In more detail, normothermic MP of liver grafts builds on improvements in preoperative management, surgical technique (8), and postoperative care that successfully allowed to increase the safe use of non-standard criteria grafts, through objective assessment of both hepatocyte and cholangiocyte function (Hann et al.). Machine preservation technology is proved to minimize ischemic biliary complications, too (9, Hunt et al.). It has been recently published the clinical success of an extended time window of up to 10 days of storage prior to implantation, unveiling new horizons in research and clinical utility, namely to convert an urgent and highly demanding surgery into an elective procedure (10).
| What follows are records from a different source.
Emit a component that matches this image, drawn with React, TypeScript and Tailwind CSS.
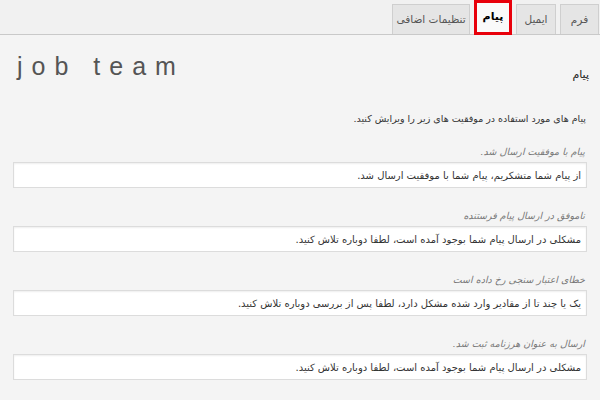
const tabs = [
  { label: "فرم", active: false, w: "w-[39px]" },
  { label: "ایمیل", active: false, w: "w-[40px]" },
  { label: "پیام", active: true, w: "w-[38px]" },
  { label: "تنظیمات اضافی", active: false, w: "w-[78px]" },
];

const fields = [
  {
    label: "پیام با موفقیت ارسال شد.",
    value: "از پیام شما متشکریم، پیام شما با موفقیت ارسال شد.",
  },
  {
    label: "ناموفق در ارسال پیام فرستنده",
    value: "مشکلی در ارسال پیام شما بوجود آمده است، لطفا دوباره تلاش کنید.",
  },
  {
    label: "خطای اعتبار سنجی رخ داده است",
    value: "یک یا چند تا از مقادیر وارد شده مشکل دارد، لطفا پس از بررسی دوباره تلاش کنید.",
  },
  {
    label: "ارسال به عنوان هرزنامه ثبت شد.",
    value: "مشکلی در ارسال پیام شما بوجود آمده است، لطفا دوباره تلاش کنید.",
  },
];

export default function App() {
  return (
    <div
      dir="rtl"
      className="w-[600px] h-[400px] overflow-hidden bg-[#f4f4f4] text-[#333] font-['DejaVu_Sans',sans-serif]"
    >
      {/* tab strip */}
      <div className="flex items-end gap-[4px] h-[35px] pr-[1px] bg-[#f1f1f1] border-b border-[#c9c9c9]">
        {tabs.map((t) =>
          t.active ? (
            <div
              key={t.label}
              className={`${t.w} h-[35px] -mb-px flex items-center justify-center whitespace-nowrap bg-[#fafafa] border-[3px] border-[#e8000b] text-[11px] font-bold text-black`}
            >
              {t.label}
            </div>
          ) : (
            <div
              key={t.label}
              className={`${t.w} h-[30px] flex items-center justify-center whitespace-nowrap bg-[#e5e5e5] border border-b-0 border-[#cfcfcf] text-[10.5px] text-[#555]`}
            >
              {t.label}
            </div>
          )
        )}
      </div>

      <div className="px-[13px]">
        <div className="mt-[14px] h-[34px] flex items-end justify-between">
          <div className="-mr-[2px] text-[11px] leading-[16px] text-[#1a1a1a]">پیام</div>
          <div
            dir="ltr"
            className="self-stretch pl-[4px] text-[25px] leading-[34px] tracking-[9px] text-[#555] font-['Liberation_Sans',sans-serif]"
          >
            job team
          </div>
        </div>

        <p className="mt-[28px] pr-[1px] text-[9.5px] leading-[16px] text-[#333]">
          پیام های مورد استفاده در موفقیت های زیر را ویرایش کنید.
        </p>

        <div className="mt-[17px] flex flex-col gap-[20px]">
          {fields.map((f) => (
            <div key={f.label}>
              <div className="pr-[2px] text-[9.5px] leading-[16px] italic text-[#777]">{f.label}</div>
              <div className="mt-[2px] h-[26px] flex items-center px-[5px] bg-white border border-[#dcdcdc] shadow-[inset_0_1px_2px_rgba(0,0,0,0.07)] text-[10px] text-[#333]">
                {f.value}
              </div>
            </div>
          ))}
        </div>
      </div>
    </div>
  );
}
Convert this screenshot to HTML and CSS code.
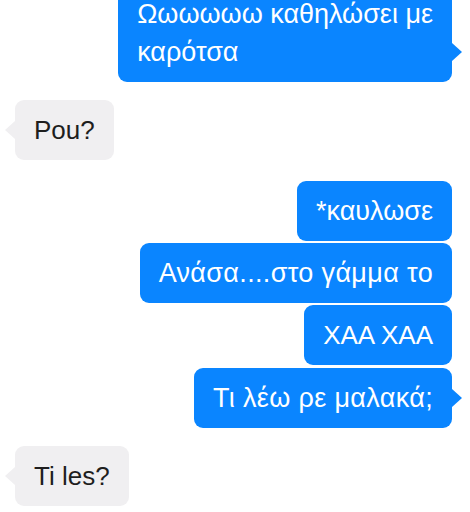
FILE: index.html
```html
<!DOCTYPE html>
<html lang="el">
<head>
<meta charset="utf-8">
<title>Chat</title>
<link rel="stylesheet" href="styles.css">
</head>
<body>
<div class="thread">
  <div class="group sent-group">
    <div class="bubble sent el tight tail">Ωωωωωω καθηλώσει με<br>καρότσα</div>
  </div>
  <div class="group recv-group">
    <div class="bubble recv tail">Pou?</div>
  </div>
  <div class="group sent-group stack">
    <div class="bubble sent el tight">*καυλωσε</div>
    <div class="bubble sent el">Ανάσα....στο γάμμα το</div>
    <div class="bubble sent">ΧΑΑ ΧΑΑ</div>
    <div class="bubble sent el tail last">Τι λέω ρε μαλακά;</div>
  </div>
  <div class="group recv-group">
    <div class="bubble recv tail">Ti les?</div>
  </div>
</div>
</body>
</html>
```

FILE: styles.css
```css
html, body {
  margin: 0;
  padding: 0;
  background: #ffffff;
  overflow: hidden;
}

.thread {
  display: flex;
  flex-direction: column;
  margin-top: -16px;
  padding: 0 18px 0 15px;
  font-family: "Liberation Sans", Arial, "Helvetica Neue", sans-serif;
  font-size: 26px;
}

.group {
  display: flex;
  flex-direction: column;
}

.sent-group {
  align-items: flex-end;
}

.recv-group {
  align-items: flex-start;
}

.group + .group {
  margin-top: 18px;
}

.recv-group + .sent-group {
  margin-top: 21px;
}

.sent-group + .recv-group {
  margin-top: 18px;
}

.stack {
  gap: 2px;
}

.stack .last {
  margin-top: 1px;
}

.bubble {
  position: relative;
  padding: 11px 19px;
  line-height: 38px;
  border-radius: 9px;
  white-space: nowrap;
}

.el {
  font-size: 27px;
  letter-spacing: 0.35px;
}

.el.tight {
  letter-spacing: 0;
}

.sent {
  background: #0a85ff;
  color: #ffffff;
}

.recv {
  background: #f0eff1;
  color: #1e1e1e;
}

.tail::after {
  content: "";
  position: absolute;
  bottom: 21px;
  width: 0;
  height: 0;
  border-top: 9px solid transparent;
  border-bottom: 9px solid transparent;
}

.sent.tail::after {
  right: -10px;
  border-left: 10px solid #0a85ff;
}

.recv.tail::after {
  left: -10px;
  border-right: 10px solid #f0eff1;
}
```
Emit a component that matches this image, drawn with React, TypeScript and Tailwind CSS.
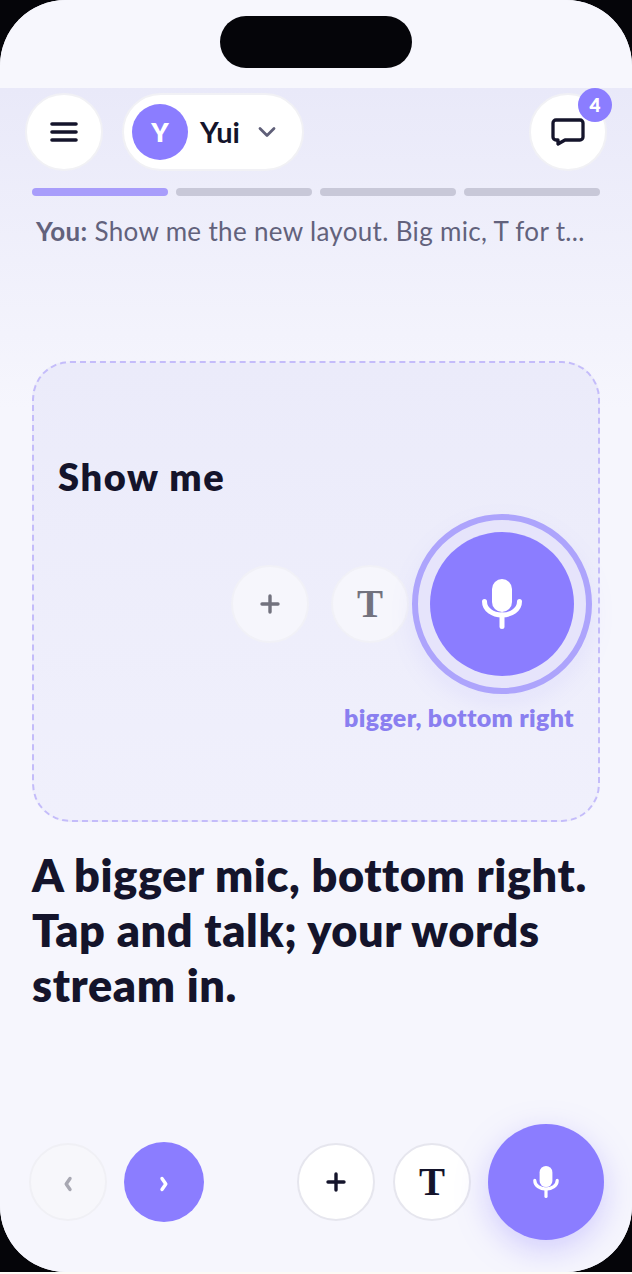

Dynamic organ perfusion technology represents a significant advancement in graft preservation techniques and the transplant community must seek to continue to incorporate future developments to ensure the benefits of organ transplantation are maximized. Yet, there are also downsides to be considered, specifically to increase MP cost-effectiveness. In the present special issue, a hospital-based health technology assessment of MP in adult liver transplantation using standard cold storage as a comparator, and within the perspective of a national health system-based hospital practice and disease-related group reimbursement policy was presented (De Simone and Ghinolfi). Results showed that the choice of the most appropriate costing model and resource-use items are crucial and require broad consensus across the healthcare professionals involved in transplant programs. The decision on which types of cost to include depends on several key factors, such as the perspective to be adopted, the form of economic evaluation (e.g., cost-effectiveness versus cost utility versus cost opportunity), the quantitative importance of the type of cost, along the entire transplant continuum, whether the cost can be attributed to the intervention and the time horizon of the economic evaluation (perioperative versus early-term versus long-term versus life-long). Furthermore, there is also a non-uniform MP practice among experts in the field highlighting the need for more focused research (11).

To this regard, it is worth mentioning that some techniques are not competitive, but rather complementary, such as abdominal normothermic regional perfusion preceding dual hypothermic oxygenated MP for controlled DCD liver transplantation. As highlighted in one of the included manuscripts (Patrono et al.), this combination allowed to achieve recipient outcomes comparable to livers retrieved from donors after brain death.

The encouraging results from DCD organs utilised after normothermic regional perfusion are also shown by the Edinburgh experience herein presented (Hunt et al.). Their implementation model overcame the barriers associated with the adoption of a new technique, leading to standard clinical practice via an iterative process of refinement, training, staffing and operative techniques. Using this approach, the authors achieved a four-fold increase in trained surgical staff and a six-fold increase in competent senior organ preservation practitioners in 12 months. The 61 DCD liver transplants undertaken exhibited no primary non-function or ischaemic cholangiopathy with up to 8 years of follow-up.

In conclusion, we hope this special issue will become a state of the art collection on the use of dynamic organ preservation. The possibility to inspect organ function and to limit the ischemic injury, its consequences in terms of primary or delayed graft function (Hunter et al.) and early dysfunction are key for the future of transplantation, to improve graft and patient survivals.